Ferrari betont aber auch die schönen Seiten des Berufs. Die Pflege könne sehr vielfältig sein und trotz aller Belastungen sei es eben doch möglich, Zeit mit den Patientinnen und Patienten zu verbringen. Der Schlüssel, um die Abbruchquote in der Ausbildung zu senken, sei eine enge Betreuung der Azubis, sagt Ferrari. Außerdem müssten Arbeitgeber den Auszubildenden bei der Work-Life-Balance entgegenkommen.

"Ich finde es wichtig, den Azubis in der Ausbildung zu vermitteln, dass sie Grenzen ziehen dürfen, zum Beispiel, wenn sie spontan am Wochenende einspringen sollen." Auszubildende bekämen mit, wie in ihren Betrieben mit dem Thema umgegangen werde, so Ferrari.

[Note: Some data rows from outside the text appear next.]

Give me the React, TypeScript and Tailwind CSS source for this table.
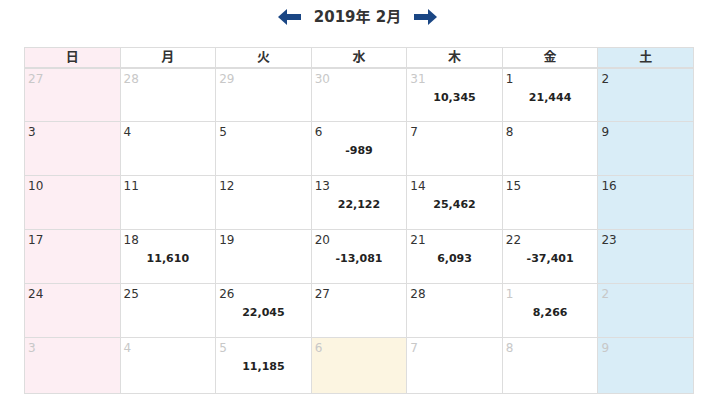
import React from 'react';

type Day = { d: number; other?: boolean; amount?: string; today?: boolean };

const weekdays = ['日', '月', '火', '水', '木', '金', '土'];

const weeks: Day[][] = [
  [
    { d: 27, other: true },
    { d: 28, other: true },
    { d: 29, other: true },
    { d: 30, other: true },
    { d: 31, other: true, amount: '10,345' },
    { d: 1, amount: '21,444' },
    { d: 2 },
  ],
  [{ d: 3 }, { d: 4 }, { d: 5 }, { d: 6, amount: '-989' }, { d: 7 }, { d: 8 }, { d: 9 }],
  [
    { d: 10 },
    { d: 11 },
    { d: 12 },
    { d: 13, amount: '22,122' },
    { d: 14, amount: '25,462' },
    { d: 15 },
    { d: 16 },
  ],
  [
    { d: 17 },
    { d: 18, amount: '11,610' },
    { d: 19 },
    { d: 20, amount: '-13,081' },
    { d: 21, amount: '6,093' },
    { d: 22, amount: '-37,401' },
    { d: 23 },
  ],
  [
    { d: 24 },
    { d: 25 },
    { d: 26, amount: '22,045' },
    { d: 27 },
    { d: 28 },
    { d: 1, other: true, amount: '8,266' },
    { d: 2, other: true },
  ],
  [
    { d: 3, other: true },
    { d: 4, other: true },
    { d: 5, other: true, amount: '11,185' },
    { d: 6, other: true, today: true },
    { d: 7, other: true },
    { d: 8, other: true },
    { d: 9, other: true },
  ],
];

const colBg = (i: number) => (i === 0 ? 'bg-[#fdeef3]' : i === 6 ? 'bg-[#d9edf7]' : 'bg-white');

const Arrow = ({ dir }: { dir: 'left' | 'right' }) => (
  <svg width="23" height="16" viewBox="0 0 23 16" className={dir === 'right' ? 'rotate-180' : ''}>
    <path d="M0 8 L9 0 L9 5 L23 5 L23 11 L9 11 L9 16 Z" fill="#1a4684" />
  </svg>
);

export default function App() {
  return (
    <div className="w-[715px] h-[420px] bg-white font-['DejaVu_Sans','Noto_Sans_CJK_JP',sans-serif] text-[#333]">
      {/* month nav */}
      <div className="h-[47px] flex items-start justify-center pt-[8px] gap-[13px]">
        <button className="mt-[1px]">
          <Arrow dir="left" />
        </button>
        <h2 className="text-[15px] font-bold leading-[18px] text-[#333]">2019年 2月</h2>
        <button className="mt-[1px]">
          <Arrow dir="right" />
        </button>
      </div>

      {/* calendar */}
      <table className="ml-[24px] w-[670px] border-collapse table-fixed">
        <thead>
          <tr>
            {weekdays.map((w, i) => (
              <th
                key={w}
                className={`${colBg(i)} h-[20px] border border-[#ddd] border-b-2 text-[13px] font-bold leading-[18px] p-0`}
              >
                {w}
              </th>
            ))}
          </tr>
        </thead>
        <tbody>
          {weeks.map((week, wi) => (
            <tr key={wi} className={wi === weeks.length - 1 ? 'h-[56px]' : 'h-[54px]'}>
              {week.map((day, di) => (
                <td
                  key={di}
                  className={`${day.today ? 'bg-[#fcf5e1]' : colBg(di)} border border-[#ddd] align-top p-0`}
                >
                  <div className={`pl-[3px] pt-[2px] text-[12px] leading-[16px] ${day.other ? 'text-[#c8c8c8]' : 'text-[#333]'}`}>
                    {day.d}
                  </div>
                  {day.amount && (
                    <div className="mt-[3px] text-center text-[11px] font-bold leading-[16px] text-[#222]">
                      {day.amount}
                    </div>
                  )}
                </td>
              ))}
            </tr>
          ))}
        </tbody>
      </table>
    </div>
  );
}
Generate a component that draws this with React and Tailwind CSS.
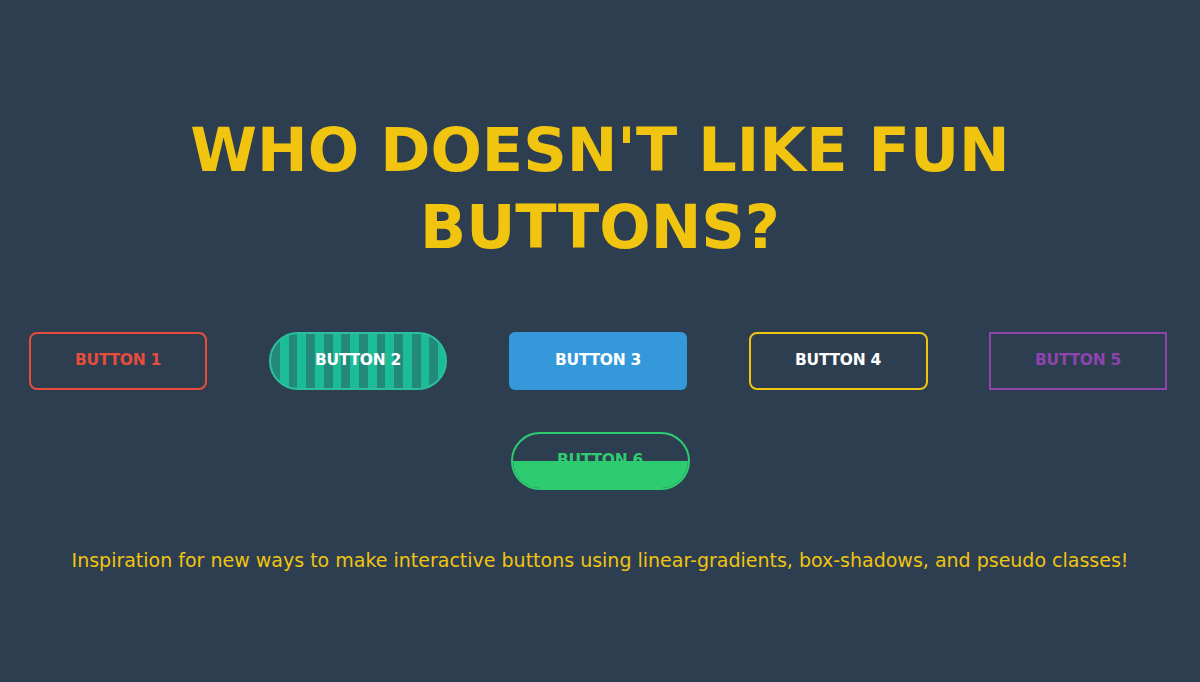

Pflegeazubi Riethig fühlt sich nicht überlastet

Für Azubi Rafael Riethig ist die Arbeitsbelastung bisher kein Thema. "Ich komme aus der Gastronomie, ich finde es in der Pflege eher entspannt", sagt er. Allerdings hat er im Rahmen seiner praktischen Ausbildung bisher nur eine Einrichtung kennengelernt - ein Altenheim. Im Krankenhaus war er bisher noch nicht tätig.

"Vielleicht hatte ich auch einfach Glück mit meinem Arbeitgeber", sagt Riethig. "Es kann sein, dass es in anderen Häusern anders abläuft." Von seinen Mitschülerinnen und Mitschülern, die bei anderen Ausbildungsträgern tätig sind, habe er unterschiedliche Dinge gehört. "Manche müssen ihren Praxisanleitern hinterherlaufen, um betreut zu werden."

Lösungsvorschläge: Schulsozialarbeit und Sprachförderung

Pflegeschulleiterin Wiens glaubt, dass es durchaus möglich ist, die Abbrecherquoten zu senken. Sie fordert unter anderem Gelder für Schulsozialarbeit, um die Azubis bei persönlichen Problemen besser betreuen zu können. Außerdem brauche es zusätzliche Mittel für die Sprachförderung von ausländischen Azubis.

Ein Drittel der Azubis an ihren Pflegeschulen komme direkt aus dem Ausland, so Wiens, beispielsweise aus Indien, Marokko, Vietnam oder dem Iran. Die Abbrecherquote unter ihnen sei ähnlich hoch wie bei einheimischen Azubis, habe aber zum Teil andere Gründe. "Bei ausländischen Schülern gibt es sprachliche Barrieren, die dann zu inhaltlichen Defiziten führen können", so Wiens. Dennoch führe kein Weg daran vorbei, noch mehr auf Auszubildende aus dem Ausland zu setzen. In Deutschland gebe es schlicht nicht mehr genug geeignete Bewerberinnen und Bewerber.